La relación de esta pareja y la peculiar labor que desempeñan resulta llamativa, sobre todo por el modo en que se desarrolla. Al ser una suerte de instrumento de placer para los poderosos, da la impresión de que el cineasta busca mostrar cómo, mediante esta relación parasitaria, se intenta compensar la carencia de estas personas. Varias veces se evidencia que ellos no tienen la misma vida que sus clientes. En un espacio reducido, además de prepararse para sus trabajos, también se reflejan, sobre todo en soledad, los conflictos internos sobre si vale la pena seguir adelante con esa pantomima.
Es ahí donde la película puede caer en una crítica fácil y supuestamente profunda al estilo de cineastas como Ruben Östlund, con varios pasajes que recuerdan a El triángulo de la tristeza (Triangle of Sadness, 2022). Sin embargo, incluso cuando podría entregarse al exceso visual y narrativo, es en el viaje solitario de Y. donde la mezcla entre paisajes que contrastan calma y violencia con una introspección más cercana a los mejores trabajos de Paolo Sorrentino funciona mejor. La diferencia es que Lapid no se apoya lo suficiente en el surrealismo como sí lo hace el italiano, lo que explica que, tras un buen tramo de dudas, las peores certezas se materialicen.
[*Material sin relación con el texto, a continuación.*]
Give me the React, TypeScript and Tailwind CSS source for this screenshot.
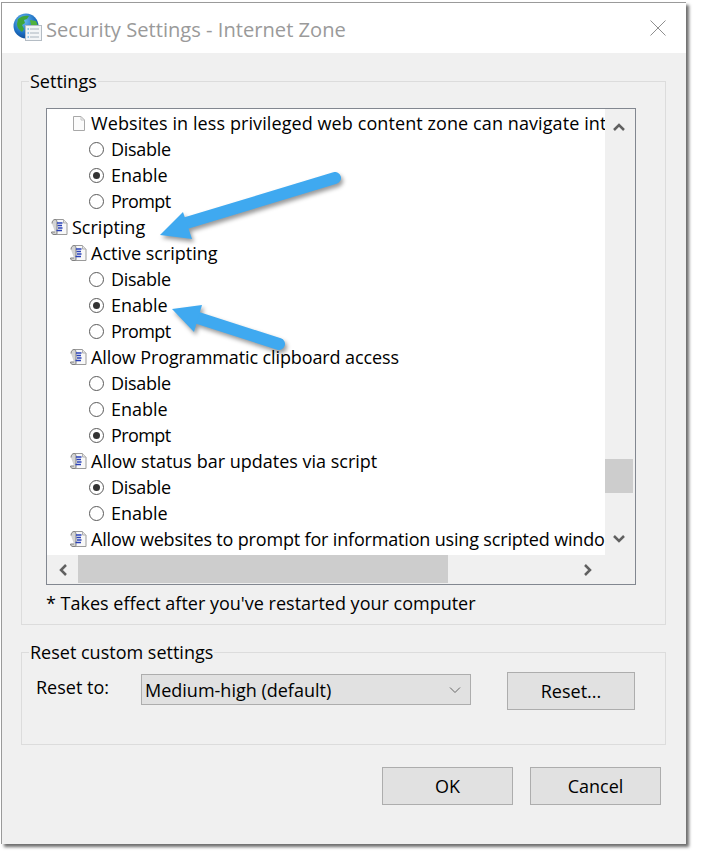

Justamente durante el viaje de Y. la cinta abandona cualquier ápice de poética cinematográfica para entregarse de lleno al discurso, a una crítica puramente dialogada. Todavía hay momentos en que el protagonista cuestiona el rol de su “arte” y cómo este complace a las élites, enfrentando pruebas físicas y psicológicas que supuestamente lo obligan a ver la masacre de frente y decidir su camino. Lamentablemente, si lo planteo como una suposición es porque, aunque interprete que esa sea la intención, lo que veo en pantalla son viñetas sueltas que repiten hasta el hartazgo la misma idea: el genocidio no es bueno, con el constante autoflagelo de quienes podrían actuar y no lo hacen.

Esto llega al punto de que el personaje de la esposa es olvidado por completo para, repentinamente, convertirse en el de mayor agencia en el relato, dejando atrás su rol pasivo como instrumento de placer, cosa que Y. no hace. En ese momento, Lapid, con la oportunidad de mostrar de forma potente el choque de ideas, elige el camino fácil del shock value y el subrayado para que la alegoría, por si no estaba clara, se lleve al límite.
Ese es, creo, el problema de Yes (Ken, 2025): una película fallida que padece de una visceralidad descontrolada. Es cierto que, al ser un conflicto actual en el que mucha gente pierde la vida injustamente por culpa de un régimen inhumano, es válido que exista una rabia que se quiera exponer. Y, de nuevo, no está mal buscar eso. No obstante, la falta de ideas, la escasa claridad al momento de filmar y la insistencia en quedarse con la base de que el genocidio es malo provocan que la película se vuelva pesada y reiterativa.